▶ Information provided
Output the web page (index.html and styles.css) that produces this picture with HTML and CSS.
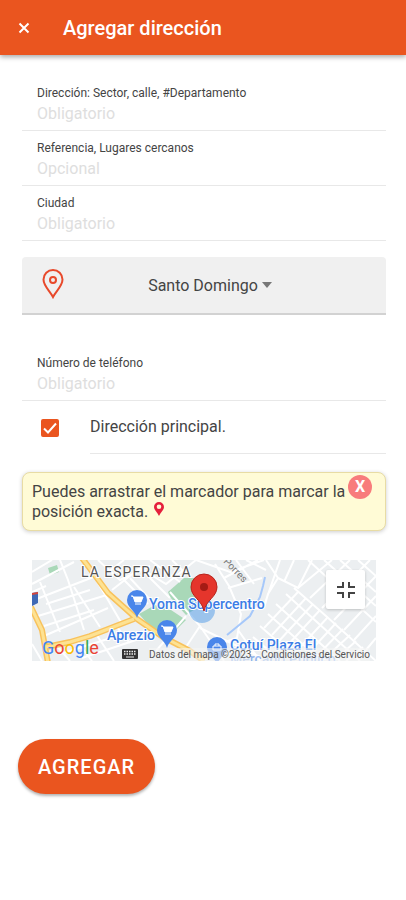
FILE: index.html
```html
<!DOCTYPE html>
<html lang="es">
<head>
  <meta charset="UTF-8">
  <meta name="viewport" content="width=device-width,initial-scale=1.0">
  <title>Agregar dirección</title>
  <link rel="stylesheet" href="styles.css">
</head>
<body>
  <header>
    <button type="button" class="close-btn" aria-label="Cerrar">
      <svg width="12" height="12" viewBox="0 0 12 12"><path d="M1.500 1.500l9 9M10.500 1.500l-9 9"/></svg>
    </button>
    <h1>Agregar dirección</h1>
  </header>

  <main>
    <form>
      <div class="field">
        <label for="direccion">Dirección: Sector, calle, #Departamento</label>
        <input type="text" id="direccion" placeholder="Obligatorio">
      </div>
      <div class="field">
        <label for="referencia">Referencia, Lugares cercanos</label>
        <input type="text" id="referencia" placeholder="Opcional">
      </div>
      <div class="field">
        <label for="ciudad">Ciudad</label>
        <input type="text" id="ciudad" placeholder="Obligatorio">
      </div>

      <div class="province">
        <svg class="province-pin" width="22" height="30" viewBox="0 0 22 30">
          <path d="M11 28C8 22 1.500 17 1.500 10.500a9.500 9.500 0 0 1 19 0C20.500 17 14 22 11 28z"/>
          <circle cx="11" cy="11" r="3"/>
        </svg>
        <select id="provincia" aria-label="Provincia">
          <option>Santo Domingo</option>
        </select>
        <svg class="province-arrow" width="10" height="6" viewBox="0 0 10 6"><path d="M0 0h10L5 6z"/></svg>
      </div>

      <div class="field">
        <label for="telefono">Número de teléfono</label>
        <input type="tel" id="telefono" placeholder="Obligatorio">
      </div>

      <div class="check-row">
        <input type="checkbox" id="principal" checked>
        <label for="principal">Dirección principal.</label>
      </div>

      <div class="notice">
        <p>Puedes arrastrar el marcador para marcar la posición exacta.
          <svg width="10" height="14" viewBox="0 0 10 14"><path fill-rule="evenodd" d="M5 0a5 5 0 0 1 5 5c0 3-3 5-5 9-2-4-5-6-5-9a5 5 0 0 1 5-5zm0 2.500a2.300 2.300 0 1 0 0 4.600 2.300 2.300 0 0 0 0-4.600z"/></svg>
        </p>
        <button type="button" class="notice-close" aria-label="Cerrar aviso">X</button>
      </div>

      <div class="map">
        <svg class="map-canvas" viewBox="0 0 344 101" preserveAspectRatio="xMidYMid slice">
          <rect width="344" height="101" fill="#eceff1"/>
          <!-- parques -->
          <g fill="#a9d8b8">
            <path d="M16 8l9-3 2 7-9 3z"/>
            <path d="M136 32l16-14h12l4 28-14 9-16-18z"/>
            <path d="M107 54l16-9 16 5 15 10-12 12-15 5z"/>
          </g>
          <!-- calles -->
          <g fill="none" stroke="#fff" stroke-width="2">
            <path d="M0 12l20-12M0 24l42-22M2 40l62-24M28 0l8 20 16 50M8 22l20 50M14 44l44-14M6 56l72-22M12 66l50-16M42 27l26 40M62 16l28 48M12 76l64-28M0 32l14-6M0 84l10 17M24 85l14 16M44 80l16 21M64 74l18 27M28 94l70-22M84 66l14 17M50 98l60-20"/>
            <path d="M66 0l22 20 30-14M76 12l16-12M80 30l28-22 26 16 30-24M92 20l24 24M98 18l24 26M108 8l30 30M118 0l30 22M140 0l14 14M138 32l30 34 24 35M154 56l-30 35M168 66l-20 30"/>
            <path d="M164 0l34 12 34-12M183 4l14 22 12 28-4 24-18 6M192 18l34-18M196 28l34-10M190 42l18 8 24-2M204 0l18 24M214 0l20 10M168 68l60 29M206 70l22 31"/>
            <path d="M234 0l12 18-10 16-4 14M248 0l-16 46M246 18l20 10 14-28M252 22l10-22M262 28l32 28 50 45M254 34l74 67M244 44l64 57M236 54l54 47M228 66l40 35M221 77l28 24"/>
            <path d="M232 68l34-36M240 75l34-37M247 81l34-37M254 87l34-37M262 94l34-37M270 100l34-37M280 101l31-32M290 101l28-26M302 101l22-20M314 101l17-14"/>
            <path d="M276 0l68 62M292 0l52 46M308 0l36 32M326 0l18 16M266 28l34-28M278 38l40-38M290 48l48-48M302 60l42-44M312 70l32-34M322 80l22-24M334 90l10-12"/>
          </g>
          <path d="M233 17l-2 9-3 11-10 19-12 10-11 9" fill="none" stroke="#a6c8fa" stroke-width="2"/>
          <!-- avenidas -->
          <g fill="none" stroke-linejoin="round">
            <path d="M50-2l9 12 17 23 29 26 26 18 27 14 14 10M-1 47l11 23 6 33M14 87l24-5 20-6 44-17" stroke="#f8c25c" stroke-width="6"/>
            <path d="M50-2l9 12 17 23 29 26 26 18 27 14 14 10M-1 47l11 23 6 33M14 87l24-5 20-6 44-17" stroke="#fde293" stroke-width="3"/>
          </g>
          <path d="M0 33l6-1v11l-6 3z" fill="#3f69b5"/>
          <path d="M0 33l6-1v2l-6 1z" fill="#d5453c"/>
          <circle cx="170" cy="50" r="13" fill="#4a98e8" fill-opacity=".5"/>

          <!-- comercios -->
          <g fill="#4a86ea">
            <path d="M105 58c-2-8-10-10-10-18a10 10 0 0 1 20 0c0 8-8 10-10 18z"/>
            <path d="M135 88c-2-8-10-10-10-18a10 10 0 0 1 20 0c0 8-8 10-10 18z"/>
            <path d="M185 105c-2-8-10-10-10-18a10 10 0 0 1 20 0c0 8-8 10-10 18z"/>
          </g>
          <g fill="#fff" stroke="#fff">
            <path d="M99 36h2l2 6h6l2-5h-9M103 44h6"/>
            <path d="M129 66h2l2 6h6l2-5h-9M133 74h6"/>
            <path d="M181 86h8v4h-8zM183 86v-2h4v2" fill="none"/>
          </g>
          <text class="map-area" x="49" y="17">LA ESPERANZA</text>
          <text class="map-street" transform="translate(191 2) rotate(46)">Porres</text>
          <g class="map-shop">
            <text x="117" y="49">Yoma Supercentro</text>
            <text x="75" y="80">Aprezio</text>
            <text x="198" y="90">Cotuí Plaza El</text>
            <text class="map-faded" x="198" y="104">Mercado Público</text>
          </g>
          <!-- marcador -->
          <path d="M172 51c-2-11-13-14-13-24a13 13 0 0 1 26 0c0 10-11 13-13 24z" fill="#e5352c" stroke="#b8241c" stroke-width="1"/>
          <circle cx="172" cy="27" r="4" fill="#a51b15"/>
        </svg>
        <div class="map-footer">
          <span class="map-logo"><i>G</i><i>o</i><i>o</i><i>g</i><i>l</i><i>e</i></span>
          <svg class="map-keys" width="16" height="10" viewBox="0 0 16 10">
            <rect width="16" height="10" rx="1" fill="#333"/>
            <path d="M2 2.500h12M2 5h12" stroke="#eee" stroke-width="1.500" stroke-dasharray="1.500 1"/>
            <path d="M4 8h8" stroke="#eee"/>
          </svg>
          <span class="map-data">Datos del mapa ©2023</span>
          <a href="#condiciones">Condiciones del Servicio</a>
        </div>
        <button type="button" class="map-full" aria-label="Salir de pantalla completa">
          <svg width="18" height="18" viewBox="0 0 18 18"><path d="M0 6h6V1M12 1v5h6M0 12h6v5M12 17v-5h6"/></svg>
        </button>
      </div>

      <button type="submit" class="submit-btn">AGREGAR</button>
    </form>
  </main>
</body>
</html>
```
FILE: styles.css
```css
:root {
  --primary: #ea551f;
  --fg: #444;
  --line: #e8e8e8;
  --placeholder: #dedede;
}
* { box-sizing: border-box; }
body {
  margin: 0;
  font-family: Roboto, "Liberation Sans", sans-serif;
  background: #fff; color: var(--fg);
}
button, input, select { font-family: inherit; }

header {
  display: flex; align-items: center; gap: 27px;
  height: 55px; padding: 0 12px;
  background: var(--primary); color: #fff;
  box-shadow: 0 2px 5px rgba(0,0,0,0.35);
}
.close-btn {
  display: flex; padding: 6px;
  background: none; border: none; cursor: pointer;
}
.close-btn svg { stroke: #fff; stroke-width: 2; fill: none; }
h1 { margin: 0; font-size: 20px; font-weight: 500; line-height: 24px; }

main { padding: 21px 20px 40px 22px; }

/* campos */
.field {
  display: flex; flex-direction: column; gap: 3px;
  padding: 10px 15px 7px;
  border-bottom: 1px solid var(--line);
}
.field label { font-size: 12px; line-height: 14px; }
.field input {
  width: 100%; height: 20px; padding: 0;
  border: none; outline: none; background: none;
  font-size: 16px; color: var(--fg);
}
.field input::placeholder { color: var(--placeholder); }

/* provincia */
.province {
  display: flex; align-items: center; position: relative;
  height: 58px; margin: 16px 0 31px;
  background: #f0f0f0;
  border-bottom: 2px solid #d2d2d2;
  border-radius: 4px 4px 0 0;
}
.province-pin {
  position: absolute; left: 20px; top: 12px;
  fill: none; stroke: #e8492b; stroke-width: 2;
  pointer-events: none;
}
.province select {
  width: 100%; height: 100%; padding: 0 16px 0 14px;
  appearance: none; border: none; background: none;
  font-size: 16px; color: var(--fg);
  text-align: center; text-align-last: center;
}
.province-arrow {
  position: absolute; left: calc(50% + 58px); top: 25px;
  fill: #777; pointer-events: none;
}

/* casilla */
.check-row {
  display: flex; align-items: center; gap: 31px;
  padding-left: 19px;
}
.check-row input {
  appearance: none; flex: none;
  width: 18px; height: 18px; margin: 0;
  border-radius: 2px;
  border: 2px solid var(--primary);
}
.check-row input:checked {
  background: var(--primary) url("data:image/svg+xml,%3Csvg xmlns='http://www.w3.org/2000/svg' viewBox='0 0 14 14'%3E%3Cpath d='M1 7.500l4 4 8-9' fill='none' stroke='white' stroke-width='2'/%3E%3C/svg%3E") center no-repeat;
}
.check-row label {
  flex: 1; height: 53px;
  font-size: 16px; line-height: 52px;
  border-bottom: 1px solid var(--line);
}

/* aviso */
.notice {
  position: relative;
  margin: 18px 0 29px; padding: 9px 32px 8px 9px;
  background: #fffbd6;
  border: 1px solid #e8dca4; border-radius: 8px;
  box-shadow: 0 1px 4px rgba(0,0,0,0.2);
}
.notice p { margin: 0; font-size: 16px; line-height: 20px; }
.notice p svg { margin-left: 2px; fill: #e5203c; vertical-align: 1px; }
.notice-close {
  position: absolute; top: 2px; right: 13px;
  width: 24px; height: 24px; padding: 0;
  border: none; border-radius: 50%;
  background: #f87c7c; color: #fff;
  font-size: 16px; font-weight: 700; line-height: 24px;
  cursor: pointer;
}

/* mapa */
.map {
  position: relative; overflow: hidden;
  margin: 0 10px;
}
.map-canvas { display: block; width: 100%; }
.map-area { font-size: 14px; letter-spacing: 1px; fill: #555; stroke: #fff; stroke-width: 2px; paint-order: stroke; }
.map-street { font-size: 10px; fill: #777; }
.map-shop { font-size: 14px; font-weight: 500; fill: #3b7de6; stroke: #fff; stroke-width: 2px; paint-order: stroke; }
.map-faded { opacity: 0.5; }
.map-footer {
  position: absolute; left: 0; right: 0; bottom: 0;
  display: flex; align-items: flex-end;
  padding: 0 6px 0 10px;
  font-size: 10px; line-height: 13px; color: #555;
}
.map-footer a {
  margin-left: auto; color: inherit; text-decoration: none;
}
.map-logo { width: 80px; font-size: 18px; line-height: 26px; }
.map-logo i { font-style: normal; color: #4285f4; }
.map-logo i:nth-child(2), .map-logo i:nth-child(6) { color: #ea4335; }
.map-logo i:nth-child(3) { color: #fbbc05; }
.map-logo i:nth-child(5) { color: #34a853; }
.map-keys { margin: 0 11px 2px 0; }
.map-data, .map-footer a { background: rgba(245,245,245,0.6); }
.map-full {
  position: absolute; top: 10px; right: 11px;
  display: flex; align-items: center; justify-content: center;
  width: 39px; height: 39px; padding: 0;
  background: #fff; border: none; border-radius: 2px;
  box-shadow: 0 1px 3px rgba(0,0,0,0.2);
  cursor: pointer;
}
.map-full svg { fill: none; stroke: #444; stroke-width: 2; }

.submit-btn {
  display: block; height: 55px;
  margin: 78px 0 0 -4px; padding: 0 20px;
  background: var(--primary); color: #fff;
  border: none; border-radius: 28px;
  font-size: 20px; font-weight: 500; letter-spacing: 1px;
  box-shadow: 0 2px 3px rgba(0,0,0,0.3);
  cursor: pointer;
}
```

▶ Exercise
Copy all lines above containing the string "index".

▶ Complete answer
Output the web page (index.html and styles.css) that produces this picture with HTML and CSS.
FILE: index.html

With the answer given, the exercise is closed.